Aside from the disruption for children, there are wider implications amongst society too; there are concerns that with less interaction between colleagues, friends, acquaintances and face-to-face interactions generally, people will become less outgoing and sociable. The reduced desire to interact with other people could impact our consumer behaviour such as choosing to buy more online rather than in shops, ordering food to be delivered home rather than eating in restaurants etc. How will this pandemic shape our high streets, our future housing developments and our cities?
Aside from the obvious health concerns of actually contracting Covid19 and the possibility of it returning in some form every year, there are secondary health issues which may arise too. The long periods of forced isolation (particularly for those living on their own) may increase mental health issues or feelings of loneliness and depression. Reportedly, 41% of the UK population could be at risk. How will healthcare systems around the world handle a potential wave of mental health cases in a short space of time?
Linked to the previous point of changing social behaviour, it’s likely, at least for the near future, travel to other countries will be hugely reduced from pre-corona levels. Indeed, many airline carriers, holidaymakers and hospitality chains have collapsed as a direct result from the dramatic fall in travel. Many businesses have already changed their rules to encourage staff to use technology rather than travelling clients or other offices. This, coupled with a wider drive to reduce their carbon footprints, means work-related travel may never return to previous levels.

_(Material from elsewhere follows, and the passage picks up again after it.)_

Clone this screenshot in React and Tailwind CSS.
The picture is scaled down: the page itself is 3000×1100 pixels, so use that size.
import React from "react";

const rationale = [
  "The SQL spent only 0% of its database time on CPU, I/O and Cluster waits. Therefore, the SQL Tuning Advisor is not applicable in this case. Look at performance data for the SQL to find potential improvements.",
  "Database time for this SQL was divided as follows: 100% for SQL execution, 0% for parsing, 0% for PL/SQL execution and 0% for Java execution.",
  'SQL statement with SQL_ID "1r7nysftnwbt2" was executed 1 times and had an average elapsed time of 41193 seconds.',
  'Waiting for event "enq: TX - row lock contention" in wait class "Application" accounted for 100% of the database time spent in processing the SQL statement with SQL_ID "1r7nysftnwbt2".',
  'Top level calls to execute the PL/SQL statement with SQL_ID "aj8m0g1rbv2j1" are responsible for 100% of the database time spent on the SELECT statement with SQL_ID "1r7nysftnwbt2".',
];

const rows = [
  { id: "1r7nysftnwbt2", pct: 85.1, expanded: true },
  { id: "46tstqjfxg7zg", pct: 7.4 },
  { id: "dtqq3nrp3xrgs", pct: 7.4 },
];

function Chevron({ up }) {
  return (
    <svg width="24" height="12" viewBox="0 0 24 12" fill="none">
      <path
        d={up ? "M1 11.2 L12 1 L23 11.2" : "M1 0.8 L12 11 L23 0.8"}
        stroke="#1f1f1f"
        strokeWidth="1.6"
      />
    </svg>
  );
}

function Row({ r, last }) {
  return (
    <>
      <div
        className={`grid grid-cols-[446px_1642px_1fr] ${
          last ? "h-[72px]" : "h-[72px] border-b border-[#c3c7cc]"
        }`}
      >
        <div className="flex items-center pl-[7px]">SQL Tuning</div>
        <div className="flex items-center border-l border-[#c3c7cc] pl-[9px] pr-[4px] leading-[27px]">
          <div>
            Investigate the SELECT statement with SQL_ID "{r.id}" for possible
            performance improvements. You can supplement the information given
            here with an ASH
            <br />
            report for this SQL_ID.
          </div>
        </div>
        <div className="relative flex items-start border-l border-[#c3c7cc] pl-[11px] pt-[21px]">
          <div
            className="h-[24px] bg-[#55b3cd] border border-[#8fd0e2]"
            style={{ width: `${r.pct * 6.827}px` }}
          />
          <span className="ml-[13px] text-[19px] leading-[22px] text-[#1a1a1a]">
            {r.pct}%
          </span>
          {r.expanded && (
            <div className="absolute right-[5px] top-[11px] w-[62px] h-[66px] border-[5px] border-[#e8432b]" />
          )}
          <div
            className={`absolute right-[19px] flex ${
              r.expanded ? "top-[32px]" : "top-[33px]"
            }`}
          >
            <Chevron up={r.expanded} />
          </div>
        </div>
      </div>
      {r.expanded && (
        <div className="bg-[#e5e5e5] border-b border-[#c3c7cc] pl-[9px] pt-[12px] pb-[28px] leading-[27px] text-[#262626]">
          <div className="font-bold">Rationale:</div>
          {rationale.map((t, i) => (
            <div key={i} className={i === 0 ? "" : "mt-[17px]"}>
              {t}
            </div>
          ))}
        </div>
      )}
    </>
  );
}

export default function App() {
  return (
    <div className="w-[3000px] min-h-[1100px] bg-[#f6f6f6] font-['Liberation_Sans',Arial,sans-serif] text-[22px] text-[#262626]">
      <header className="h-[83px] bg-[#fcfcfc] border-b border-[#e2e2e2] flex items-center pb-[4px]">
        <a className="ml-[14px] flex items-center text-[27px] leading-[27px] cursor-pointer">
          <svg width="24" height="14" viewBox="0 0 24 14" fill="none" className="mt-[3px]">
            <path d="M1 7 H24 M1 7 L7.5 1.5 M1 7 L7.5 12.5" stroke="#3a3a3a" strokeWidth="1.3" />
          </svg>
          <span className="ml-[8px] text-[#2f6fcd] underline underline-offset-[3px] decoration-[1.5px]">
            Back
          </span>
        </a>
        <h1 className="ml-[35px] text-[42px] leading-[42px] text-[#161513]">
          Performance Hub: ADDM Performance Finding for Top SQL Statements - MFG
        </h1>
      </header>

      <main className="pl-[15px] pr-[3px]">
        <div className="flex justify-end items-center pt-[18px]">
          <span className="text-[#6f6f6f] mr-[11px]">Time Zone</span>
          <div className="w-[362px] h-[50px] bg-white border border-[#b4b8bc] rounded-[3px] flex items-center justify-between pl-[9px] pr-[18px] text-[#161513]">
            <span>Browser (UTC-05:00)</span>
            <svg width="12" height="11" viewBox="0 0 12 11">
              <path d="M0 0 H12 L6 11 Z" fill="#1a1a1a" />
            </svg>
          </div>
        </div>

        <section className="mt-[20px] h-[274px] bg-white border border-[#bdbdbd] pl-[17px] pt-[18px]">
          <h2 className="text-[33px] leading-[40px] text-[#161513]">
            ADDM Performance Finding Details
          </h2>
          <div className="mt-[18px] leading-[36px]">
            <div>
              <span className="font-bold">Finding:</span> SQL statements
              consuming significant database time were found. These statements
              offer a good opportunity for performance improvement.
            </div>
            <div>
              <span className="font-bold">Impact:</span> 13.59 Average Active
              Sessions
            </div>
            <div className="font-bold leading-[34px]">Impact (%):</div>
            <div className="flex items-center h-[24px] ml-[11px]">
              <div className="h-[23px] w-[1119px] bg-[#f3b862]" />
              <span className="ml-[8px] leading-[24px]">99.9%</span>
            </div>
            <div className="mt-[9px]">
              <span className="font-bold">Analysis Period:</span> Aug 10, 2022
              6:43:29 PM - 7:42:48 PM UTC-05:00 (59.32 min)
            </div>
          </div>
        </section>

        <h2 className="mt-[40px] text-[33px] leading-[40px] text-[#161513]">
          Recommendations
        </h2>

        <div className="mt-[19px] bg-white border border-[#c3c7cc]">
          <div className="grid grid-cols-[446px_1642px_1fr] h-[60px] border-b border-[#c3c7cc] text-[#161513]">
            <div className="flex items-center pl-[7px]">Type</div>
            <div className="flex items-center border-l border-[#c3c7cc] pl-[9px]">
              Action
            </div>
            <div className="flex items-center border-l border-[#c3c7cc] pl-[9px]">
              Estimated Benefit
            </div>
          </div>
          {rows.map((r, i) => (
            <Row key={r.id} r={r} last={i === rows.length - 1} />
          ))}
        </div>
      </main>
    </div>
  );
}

Travelling for leisure reasons has also seen a substantial drop in levels. Desire for travel will inevitably return once covid19 cases fall, but this year will have left an indelible mark on people’s minds. Some people may be reluctant to travel as freely as before, perhaps having an impact on tourist numbers to China where this virus purportedly started or other countries which experienced high case numbers or deaths.
Although this article has highlighted many of the negative effects of Covid-19, it has also provided some really positive effects for people and wider society too. Many working professionals have discovered the benefits of remote working for the first time; previously reluctant employers have had to yield to perhaps previously denied requests to work from home. Many of these workers will now enjoy career options which were previously closed to them, possibly improving their work life balance.
Covid-19 has also coincided with other movements such the #BlackLivesMatter movement, removing colonial statues which have been campaigned against for many years. It’s arguable that the Covid-19 pandemic has been a catalyst for these movements and disrupting the status quo and uniting oppressed communities. On a related level, it has helped a large proportion of the world really appreciate how important our healthcare systems are and the dedication of their doctors, nurses and other healthcare workers.
It’s also worth noting that it is still far too early to deduce that the lasting effects of this global pandemic are. However, although there are some negatives as a result from the virus and its various lockdown measures around the world, it has also been a shared experience which almost the whole globe can relate to.